Exercise directions:
Would you retype, exactly and without the pictures, the lines between the line holding "Recreate this image" and the line holding "right-[9px] top-[3px] font-['Open_Sans',sans-serif]", inclusive, and nothing else?

Listed entries:
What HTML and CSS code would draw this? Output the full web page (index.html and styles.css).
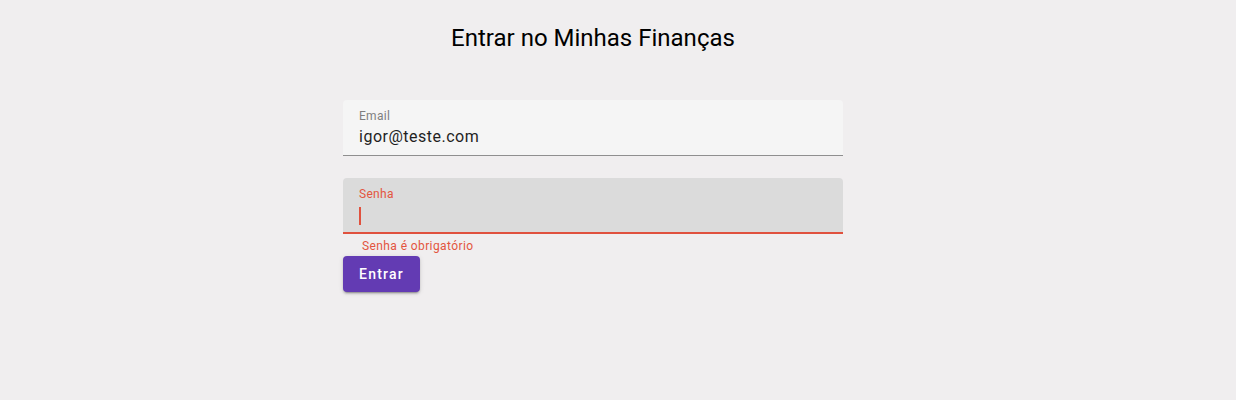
FILE: index.html
```html
<!DOCTYPE html>
<html lang="pt-BR">
<head>
<meta charset="utf-8">
<title>Entrar no Minhas Finanças</title>
<link rel="stylesheet" href="styles.css">
</head>
<body>
<main class="page">
  <h1 class="title">Entrar no Minhas Finanças</h1>
  <form class="form">
    <div class="field">
      <div class="field-box">
        <span class="field-label">Email</span>
        <span class="field-value">igor@teste.com</span>
      </div>
      <div class="field-sub"></div>
    </div>
    <div class="field field-error">
      <div class="field-box">
        <span class="field-label">Senha</span>
        <span class="field-value"><span class="caret"></span></span>
      </div>
      <div class="field-sub">Senha é obrigatório</div>
    </div>
    <div class="actions">
      <button type="button" class="btn">Entrar</button>
    </div>
  </form>
</main>
</body>
</html>
```
FILE: styles.css
```css
* { box-sizing: border-box; }
html, body { margin: 0; padding: 0; }
body {
  background: #f0eeef;
  font-family: Roboto, "Noto Sans", sans-serif;
  height: 400px;
  overflow: hidden;
}
.page {
  width: 1186px;
  display: flex;
  flex-direction: column;
  align-items: center;
}
.title {
  margin: 22px 0 0 0;
  font-size: 24px;
  font-weight: 400;
  line-height: 32px;
  color: #000;
}
.form {
  margin-top: 46px;
  width: 500px;
  display: flex;
  flex-direction: column;
}
.field-box {
  height: 56px;
  background: #f5f5f5;
  border-radius: 4px 4px 0 0;
  border-bottom: 1px solid #8f8f8f;
  padding: 9px 16px 0 16px;
  display: flex;
  flex-direction: column;
}
.field-label {
  font-size: 12px;
  line-height: 15px;
  color: #7f7f7f;
  letter-spacing: 0.3px;
}
.field-value {
  margin-top: 1px;
  font-size: 16px;
  line-height: 24px;
  color: #1f1f1f;
  letter-spacing: 0.5px;
  height: 24px;
  display: flex;
  align-items: center;
}
.field-sub {
  height: 22px;
  padding: 4px 19px 0 19px;
  font-size: 12px;
  line-height: 16px;
  letter-spacing: 0.4px;
  color: #e35540;
}
.field-error .field-box {
  background: #dbdbdb;
  border-bottom: 2px solid #e0513e;
}
.field-error .field-label { color: #e35540; }
.caret {
  display: block;
  width: 2px;
  height: 18px;
  background: #e0513e;
  margin-top: 1px;
}
.actions { display: flex; }
.btn {
  height: 36px;
  padding: 0 16px;
  border: 0;
  border-radius: 4px;
  background: #633bb3;
  color: #fff;
  font-family: Roboto, "Noto Sans", sans-serif;
  font-size: 14px;
  font-weight: 500;
  letter-spacing: 1.25px;
  box-shadow: 0 3px 1px -2px rgba(0,0,0,.2), 0 2px 2px 0 rgba(0,0,0,.14), 0 1px 5px 0 rgba(0,0,0,.12);
}
```
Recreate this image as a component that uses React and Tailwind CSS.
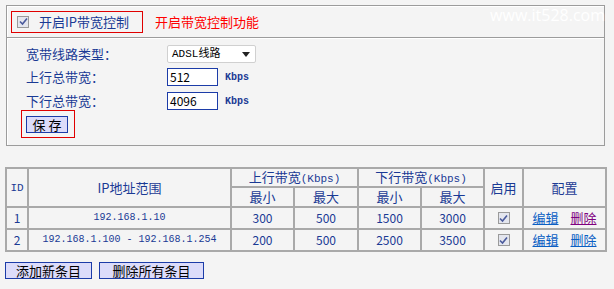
const rows = [
  { id: 1, ip: '192.168.1.10', upMin: 300, upMax: 500, downMin: 1500, downMax: 3000, visited: true },
  { id: 2, ip: '192.168.1.100 - 192.168.1.254', upMin: 200, upMax: 500, downMin: 2500, downMax: 3500, visited: false },
];

function Check() {
  return (
    <span className="inline-flex h-[12px] w-[12px] items-center justify-center border border-[#9a9a9a] bg-[#e4e6ee]">
      <svg width="9" height="9" viewBox="0 0 9 9">
        <path d="M1 4.5 L3.5 7 L8 1.5" fill="none" stroke="#4a5a9c" strokeWidth="1.6" />
      </svg>
    </span>
  );
}

const cell = 'border border-[#a9a9a9] text-center p-0 leading-[14px]';
const mono = "font-['Liberation_Mono','Noto_Sans_CJK_SC',monospace]";

export default function App() {
  return (
    <div className="relative h-[289px] w-[614px] overflow-hidden bg-[#f4f4f4] pt-[5px] font-['Noto_Sans_CJK_SC','Liberation_Sans',sans-serif] text-[12px] text-[#1a3a94]">
      {/* watermark */}
      <div className="absolute right-[9px] top-[3px] font-['Open_Sans',sans-serif] text-[16px] text-white">www.it528.com</div>

      {/* settings panel */}
      <div className="ml-[6px] w-[599px] border border-[#9c9c9c] shadow-[inset_1px_1px_0_#fff]">
        <div className="flex h-[31px] items-center pl-[4px]">
          <div className="flex h-[22px] w-[132px] items-center border border-[#e00000] pl-[5px]">
            <Check />
            <span className="ml-[10px] text-[13px] leading-none text-[#1a3a94]">开启IP带宽控制</span>
          </div>
          <span className="ml-[12px] text-[13px] leading-none text-[#ff0000]">开启带宽控制功能</span>
        </div>
        <div className="border-t border-[#9c9c9c] shadow-[inset_0_1px_0_#fff] pb-[7px] pl-[19px] pt-[7px]">
          <div className="flex h-[18px] items-center">
            <span className="w-[141px] text-[13px]">宽带线路类型：</span>
            <div className="flex h-[18px] w-[89px] items-center justify-between rounded-[2px] border border-[#d0d0d0] bg-white pl-[4px] pr-[5px] text-black">
              <span className={`${mono} text-[11px]`}>ADSL线路</span>
              <svg width="8" height="5" viewBox="0 0 8 5"><path d="M0 0 H8 L4 5 Z" fill="#222" /></svg>
            </div>
          </div>
          <div className="mt-[5px] flex h-[18px] items-center">
            <span className="w-[141px] text-[13px]">上行总带宽：</span>
            <div className="flex h-[18px] w-[51px] items-center border border-[#1c3ca8] bg-white pl-[2px] text-[12px] text-black">512</div>
            <span className={`${mono} ml-[7px] text-[10px] font-bold`}>Kbps</span>
          </div>
          <div className="mt-[6px] flex h-[18px] items-center">
            <span className="w-[141px] text-[13px]">下行总带宽：</span>
            <div className="flex h-[18px] w-[51px] items-center border border-[#1c3ca8] bg-white pl-[2px] text-[12px] text-black">4096</div>
            <span className={`${mono} ml-[7px] text-[10px] font-bold`}>Kbps</span>
          </div>
          <div className="-ml-[5px] h-[28px] w-[54px] border border-[#e00000] pl-[4px] pt-[5px]">
            <button className="flex h-[17px] w-[42px] items-center justify-center border border-[#1c3ca8] bg-[#dcdcfa] text-[13px] leading-none text-black">
              保&nbsp;存
            </button>
          </div>
        </div>
      </div>

      {/* rules table */}
      <div className="ml-[5px] mt-[21px]">
        <table className="w-[600px] table-fixed border-separate border-spacing-0 border border-[#a9a9a9]">
          <colgroup>
            <col className="w-[22px]" />
            <col className="w-[203px]" />
            <col className="w-[63px]" />
            <col className="w-[64px]" />
            <col className="w-[63px]" />
            <col className="w-[63px]" />
            <col className="w-[39px]" />
            <col className="w-[83px]" />
          </colgroup>
          <thead>
            <tr className="h-[19px]">
              <th rowSpan={2} className={`${cell} ${mono} font-normal text-[11px]`}>ID</th>
              <th rowSpan={2} className={`${cell} font-normal text-[13px]`}>IP地址范围</th>
              <th colSpan={2} className={`${cell} font-normal text-[13px]`}>上行带宽<span className={`${mono} text-[11px]`}>(Kbps)</span></th>
              <th colSpan={2} className={`${cell} font-normal text-[13px]`}>下行带宽<span className={`${mono} text-[11px]`}>(Kbps)</span></th>
              <th rowSpan={2} className={`${cell} font-normal text-[13px]`}>启用</th>
              <th rowSpan={2} className={`${cell} font-normal text-[13px]`}>配置</th>
            </tr>
            <tr className="h-[20px]">
              <th className={`${cell} font-normal text-[13px]`}>最小</th>
              <th className={`${cell} font-normal text-[13px]`}>最大</th>
              <th className={`${cell} font-normal text-[13px]`}>最小</th>
              <th className={`${cell} font-normal text-[13px]`}>最大</th>
            </tr>
          </thead>
          <tbody>
            {rows.map((r) => (
              <tr key={r.id} className="h-[22px]">
                <td className={`${cell} text-[12px]`}>{r.id}</td>
                <td className={`${cell} ${mono} text-[10px]`}>{r.ip}</td>
                <td className={`${cell} text-[12px]`}>{r.upMin}</td>
                <td className={`${cell} text-[12px]`}>{r.upMax}</td>
                <td className={`${cell} text-[12px]`}>{r.downMin}</td>
                <td className={`${cell} text-[12px]`}>{r.downMax}</td>
                <td className={cell}>
                  <div className="flex h-[14px] items-center justify-center"><Check /></div>
                </td>
                <td className={`${cell} text-[13px]`}>
                  <div className="flex items-center justify-center gap-[12px]">
                    <a className="text-[#0b5fc4] underline">编辑</a>
                    <a className={r.visited ? 'text-[#800080] underline' : 'text-[#0b5fc4] underline'}>删除</a>
                  </div>
                </td>
              </tr>
            ))}
          </tbody>
        </table>
      </div>

      {/* bottom buttons */}
      <div className="ml-[5px] mt-[10px] flex gap-[7px]">
        <button className="flex h-[17px] w-[87px] items-center justify-center border border-[#1c3ca8] bg-[#dcdcfa] text-[13px] leading-none text-black">添加新条目</button>
        <button className="flex h-[17px] w-[105px] items-center justify-center border border-[#1c3ca8] bg-[#dcdcfa] text-[13px] leading-none text-black">删除所有条目</button>
      </div>
    </div>
  );
}
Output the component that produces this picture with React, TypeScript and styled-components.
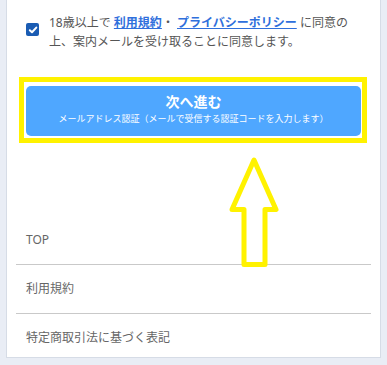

Solution for this task:
Recreate this image as a component that uses React and Tailwind CSS.
const rows = [
  { id: 1, ip: '192.168.1.10', upMin: 300, upMax: 500, downMin: 1500, downMax: 3000, visited: true },
  { id: 2, ip: '192.168.1.100 - 192.168.1.254', upMin: 200, upMax: 500, downMin: 2500, downMax: 3500, visited: false },
];

function Check() {
  return (
    <span className="inline-flex h-[12px] w-[12px] items-center justify-center border border-[#9a9a9a] bg-[#e4e6ee]">
      <svg width="9" height="9" viewBox="0 0 9 9">
        <path d="M1 4.5 L3.5 7 L8 1.5" fill="none" stroke="#4a5a9c" strokeWidth="1.6" />
      </svg>
    </span>
  );
}

const cell = 'border border-[#a9a9a9] text-center p-0 leading-[14px]';
const mono = "font-['Liberation_Mono','Noto_Sans_CJK_SC',monospace]";

export default function App() {
  return (
    <div className="relative h-[289px] w-[614px] overflow-hidden bg-[#f4f4f4] pt-[5px] font-['Noto_Sans_CJK_SC','Liberation_Sans',sans-serif] text-[12px] text-[#1a3a94]">
      {/* watermark */}
      <div className="absolute right-[9px] top-[3px] font-['Open_Sans',sans-serif] text-[16px] text-white">www.it528.com</div>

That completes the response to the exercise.